OAHSPE was, in many ways, the culmination of nineteenth-century American metaphysical ferment that brought us New Thought, Mormonism, Theosophy, and related ideas. Supposedly channeled from spirits by a New York dentist named John Ballou Newbrough, OAHSPE built on (some might say borrowed heavily from) the works of Andrew Jackson Davis and Theosophy as well as emerging out of the spiritualist milieux. The book is long—over 900 pages—complex, boring, and confusing, even to sympathizers. OAHPSE purports to tell a secret history of the world, the stages of mankind, the bureaucratic organization of heaven’s many gods, and prophesize a coming glory age, begun in 1848 that would soon reach its zenith (not unlike the ideas of another Theosophical maverick, Rudolf Steiner, who foresaw the return of Christ in the middle of the 20th century). The word OAHSPE was a translation from a lost language, meaning Earth, Sky, Spirit.

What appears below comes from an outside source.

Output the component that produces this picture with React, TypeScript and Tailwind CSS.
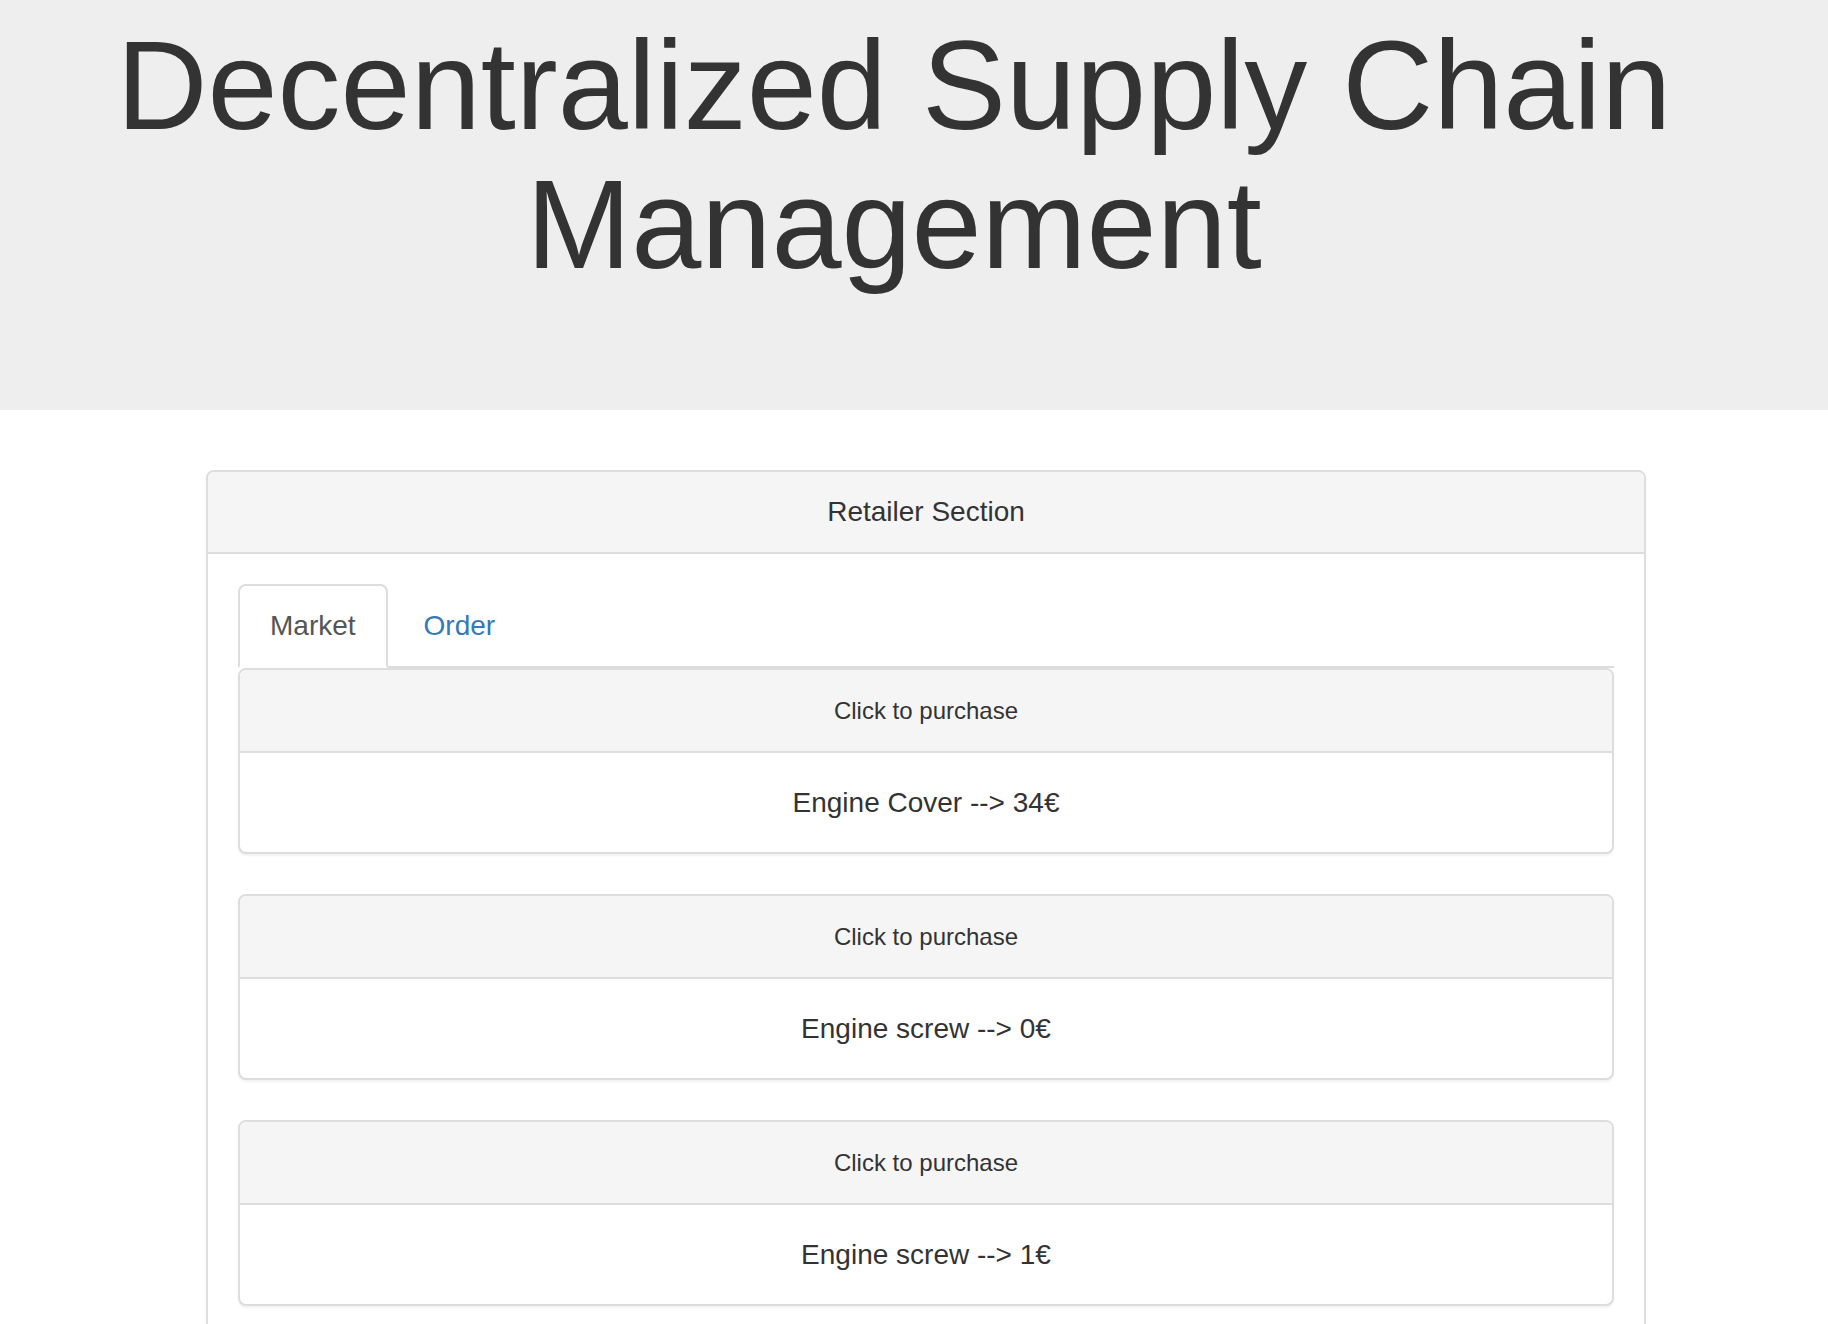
import React from "react";

const items = [
  "Engine Cover --> 34€",
  "Engine screw --> 0€",
  "Engine screw --> 1€",
];

export default function App() {
  return (
    <div className="min-h-[1324px] bg-white font-['Liberation_Sans',Arial,sans-serif] text-[#333]">
      <div className="bg-[#eee] pt-[17px] pb-[116px] pr-[40px]">
        <h1 className="m-0 text-center text-[126px] font-normal leading-[1.1] text-[#333]">
          Decentralized Supply Chain Management
        </h1>
      </div>

      <div className="ml-[206px] mt-[60px] w-[1440px] rounded-[8px] border-2 border-[#ddd] bg-white shadow-[0_2px_2px_rgba(0,0,0,0.05)]">
        <div className="rounded-t-[6px] border-b-2 border-[#ddd] bg-[#f5f5f5] px-[30px] py-[20px] text-center text-[28px] leading-[40px]">
          Retailer Section
        </div>
        <div className="p-[30px]">
          <ul className="m-0 flex list-none border-b-2 border-[#ddd] p-0">
            <li className="mb-[-2px]">
              <a className="mr-[4px] block rounded-t-[8px] border-2 border-[#ddd] border-b-transparent bg-white px-[30px] py-[20px] text-[28px] leading-[40px] text-[#555]">
                Market
              </a>
            </li>
            <li className="mb-[-2px]">
              <a className="mr-[4px] block rounded-t-[8px] border-2 border-transparent px-[30px] py-[20px] text-[28px] leading-[40px] text-[#337ab7]">
                Order
              </a>
            </li>
          </ul>
          <div>
            {items.map((it, i) => (
              <div
                key={i}
                className="mb-[40px] rounded-[8px] border-2 border-[#ddd] bg-white shadow-[0_2px_2px_rgba(0,0,0,0.05)]"
              >
                <div className="rounded-t-[6px] border-b-2 border-[#ddd] bg-[#f5f5f5] px-[30px] py-[20px] text-center text-[28px] leading-[40px]">
                  <span className="text-[24px]">Click to purchase</span>
                </div>
                <div className="px-[30px] pt-[30px] pb-[29px] text-center text-[28px] leading-[40px]">{it}</div>
              </div>
            ))}
          </div>
        </div>
      </div>
    </div>
  );
}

In the late 1880s, Newbrough, family, friends, and fellow-travelers set out to create a Utopian community based on the principles of OAHSPE in New Mexico. One of the goals was to adopt orphaned children and raise them for the new spiritual times. Influenza killed Newborough in 1891, though, and the community fell apart, disclosed a decade later, the orphans sent to foster homes and orphanages. A few followers remained, though. They called themselves Faithists, because they believed not in the lower deities, but in the one great God of all. Faithists established themselves in Denver, London, and Los Angeles. (They also found support from the American Society for Psychical Research; Hereward Carrington, the later Fortean, was associated with the ASPR at just about this time—that is to say, the early 1900s.) How Anderson became involved with the Kosmon Church of Cosmic Science (as it was styled) is unknown. His early history os too scanty beyond basic biographical facts to reveal anything about his religious or political impulses. That he did join, though, and become such an ardent adherent suggests he was searching for something outside of the Christian mainstream.
According to Jim Dennon, who has done extensive, meticulous research on the history of OAHSPE, Anderson purchased the copyright to the new bible, as well as many unbound copies of a later edition—there’s an 1882 and an 1891, edition; Anderson worked with the 1891 edition—from Newborough’s daughter, and the got the Denver Faithists to stop publishing their own version of the Bible, altered though it was, called “Romance of the Red Earth, A Biography of the Earth.” He published an edition of OAHSPE in 1935, and would continue to release new editions for many decades. In addition, he published supporting material. In 1939 came a pamphlet, “The Next Nine Years: An Analysis and Prophecy”; the following year saw “Seven Years that Change the World, 1941-1948,”; then in 1941, “Peace and Plenty for You: Revealing a New Vision of Life of Abundance for You”; there was 1944’s “War’s End”; and “Prophetic Years, 1947-1953.”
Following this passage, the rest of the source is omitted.